____ DATASET EXCERPT
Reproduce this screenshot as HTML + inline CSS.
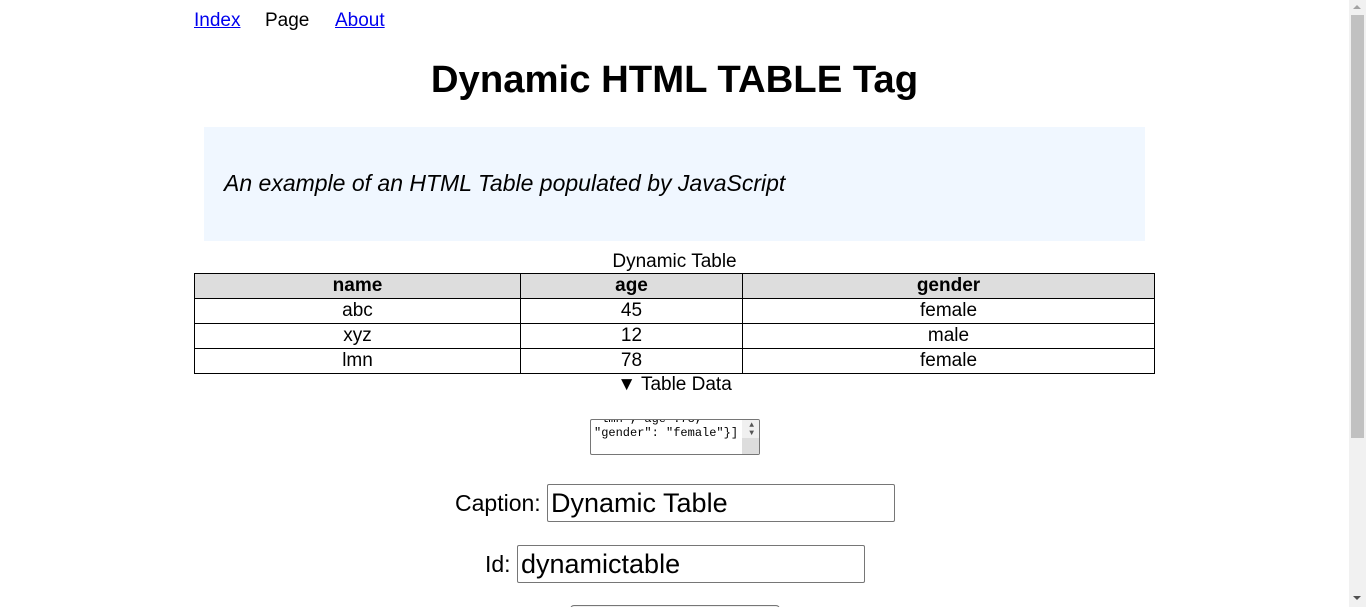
<!DOCTYPE html>
<html style="overflow:hidden;height:607px"><head><style>
body{margin:0;width:1366px;height:607px;overflow:hidden;font-family:"Liberation Sans",Arial,sans-serif;background:#fff;position:relative}
.a{position:absolute}
a{color:#00e;text-decoration:underline}
table{border-collapse:collapse;width:961px;font-size:19px;text-align:center}
td,th{border:1px solid #000;padding:0;height:24px;line-height:22px}
th{background:#ddd}
input{font-family:"Liberation Sans",Arial,sans-serif;font-size:27px;border:1px solid #767676;border-radius:2px;padding:1px 3px;box-sizing:border-box}
</style></head><body>
<div class="a" style="left:194px;top:9px;font-size:19px;line-height:24px"><a>Index</a><span style="position:absolute;left:71px">Page</span><a style="position:absolute;left:141px">About</a></div>
<div class="a" style="left:0;width:1349px;top:57px;text-align:center;font-size:38.3px;font-weight:bold;line-height:46px">Dynamic HTML TABLE Tag</div>
<div class="a" style="left:204px;top:127px;width:941px;height:114px;background:#f0f7ff"><div style="position:absolute;left:20px;top:43px;font-style:italic;font-size:23px">An example of an HTML Table populated by JavaScript</div></div>
<div class="a" style="left:194px;top:250px;width:961px;text-align:center;font-size:19px;line-height:23px">Dynamic Table</div>
<table class="a" style="left:194px;top:273px">
<tr><th style="width:325px">name</th><th style="width:221px">age</th><th>gender</th></tr>
<tr><td>abc</td><td>45</td><td>female</td></tr>
<tr><td>xyz</td><td>12</td><td>male</td></tr>
<tr><td>lmn</td><td>78</td><td>female</td></tr>
</table>
<div class="a" style="left:0;width:1349px;top:373px;text-align:center;font-size:19px;line-height:23px">▼ Table Data</div>
<div class="a" style="left:590px;top:419px;width:168px;height:34px;border:1px solid #767676;border-radius:2px;overflow:hidden;font-family:'Liberation Mono',monospace;font-size:12px;line-height:14px">
<div style="position:absolute;left:3px;top:-8px;white-space:pre">"lmn","age":78,
"gender": "female"}]</div>
<div style="position:absolute;right:0;top:0;width:17px;height:34px;background:#f0f0f0"></div>
<div style="position:absolute;right:0;top:18px;width:17px;height:16px;background:#ddd"></div>
<div style="position:absolute;right:5px;top:2px;font-size:8px;color:#555;line-height:8px">▲<br>▼</div>
</div>
<div class="a" style="left:455px;top:484px;font-size:23px;line-height:38px">Caption:<input style="position:absolute;left:92px;top:0;width:348px;height:38px" value="Dynamic Table"></div>
<div class="a" style="left:485px;top:545px;font-size:23px;line-height:38px">Id:<input style="position:absolute;left:32px;top:0;width:348px;height:38px" value="dynamictable"></div>
<div class="a" style="left:570px;top:605px;width:208px;height:10px;border:1px solid #767676;border-radius:4px;background:#efefef"></div>
<div class="a" style="left:1349px;top:0;width:17px;height:607px;background:#f1f1f1"></div>
<div class="a" style="left:1351px;top:15px;width:13px;height:423px;background:#c1c1c1"></div>
<div class="a" style="left:1353px;top:5px;width:0;height:0;border-left:4px solid transparent;border-right:4px solid transparent;border-bottom:4px solid #a3a3a3"></div>
<div class="a" style="left:1353px;top:596px;width:0;height:0;border-left:4px solid transparent;border-right:4px solid transparent;border-top:4px solid #505050"></div>
</body></html>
________
From the listing, extract all text exactly as given and drop any picture.

▶ _ANSWER IN FULL_:
Reproduce this screenshot as HTML + inline CSS.
<!DOCTYPE html>
<html style="overflow:hidden;height:607px"><head><style>
body{margin:0;width:1366px;height:607px;overflow:hidden;font-family:"Liberation Sans",Arial,sans-serif;background:#fff;position:relative}
.a{position:absolute}
a{color:#00e;text-decoration:underline}
table{border-collapse:collapse;width:961px;font-size:19px;text-align:center}
td,th{border:1px solid #000;padding:0;height:24px;line-height:22px}
th{background:#ddd}
input{font-family:"Liberation Sans",Arial,sans-serif;font-size:27px;border:1px solid #767676;border-radius:2px;padding:1px 3px;box-sizing:border-box}
</style></head><body>
<div class="a" style="left:194px;top:9px;font-size:19px;line-height:24px"><a>Index</a><span style="position:absolute;left:71px">Page</span><a style="position:absolute;left:141px">About</a></div>
<div class="a" style="left:0;width:1349px;top:57px;text-align:center;font-size:38.3px;font-weight:bold;line-height:46px">Dynamic HTML TABLE Tag</div>
<div class="a" style="left:204px;top:127px;width:941px;height:114px;background:#f0f7ff"><div style="position:absolute;left:20px;top:43px;font-style:italic;font-size:23px">An example of an HTML Table populated by JavaScript</div></div>
<div class="a" style="left:194px;top:250px;width:961px;text-align:center;font-size:19px;line-height:23px">Dynamic Table</div>
<table class="a" style="left:194px;top:273px">
<tr><th style="width:325px">name</th><th style="width:221px">age</th><th>gender</th></tr>
<tr><td>abc</td><td>45</td><td>female</td></tr>
<tr><td>xyz</td><td>12</td><td>male</td></tr>
<tr><td>lmn</td><td>78</td><td>female</td></tr>
</table>
<div class="a" style="left:0;width:1349px;top:373px;text-align:center;font-size:19px;line-height:23px">▼ Table Data</div>
<div class="a" style="left:590px;top:419px;width:168px;height:34px;border:1px solid #767676;border-radius:2px;overflow:hidden;font-family:'Liberation Mono',monospace;font-size:12px;line-height:14px">
<div style="position:absolute;left:3px;top:-8px;white-space:pre">"lmn","age":78,
"gender": "female"}]</div>
<div style="position:absolute;right:0;top:0;width:17px;height:34px;background:#f0f0f0"></div>
<div style="position:absolute;right:0;top:18px;width:17px;height:16px;background:#ddd"></div>
<div style="position:absolute;right:5px;top:2px;font-size:8px;color:#555;line-height:8px">▲<br>▼</div>
</div>
<div class="a" style="left:455px;top:484px;font-size:23px;line-height:38px">Caption:<input style="position:absolute;left:92px;top:0;width:348px;height:38px" value="Dynamic Table"></div>
<div class="a" style="left:485px;top:545px;font-size:23px;line-height:38px">Id:<input style="position:absolute;left:32px;top:0;width:348px;height:38px" value="dynamictable"></div>
<div class="a" style="left:570px;top:605px;width:208px;height:10px;border:1px solid #767676;border-radius:4px;background:#efefef"></div>
<div class="a" style="left:1349px;top:0;width:17px;height:607px;background:#f1f1f1"></div>
<div class="a" style="left:1351px;top:15px;width:13px;height:423px;background:#c1c1c1"></div>
<div class="a" style="left:1353px;top:5px;width:0;height:0;border-left:4px solid transparent;border-right:4px solid transparent;border-bottom:4px solid #a3a3a3"></div>
<div class="a" style="left:1353px;top:596px;width:0;height:0;border-left:4px solid transparent;border-right:4px solid transparent;border-top:4px solid #505050"></div>
</body></html>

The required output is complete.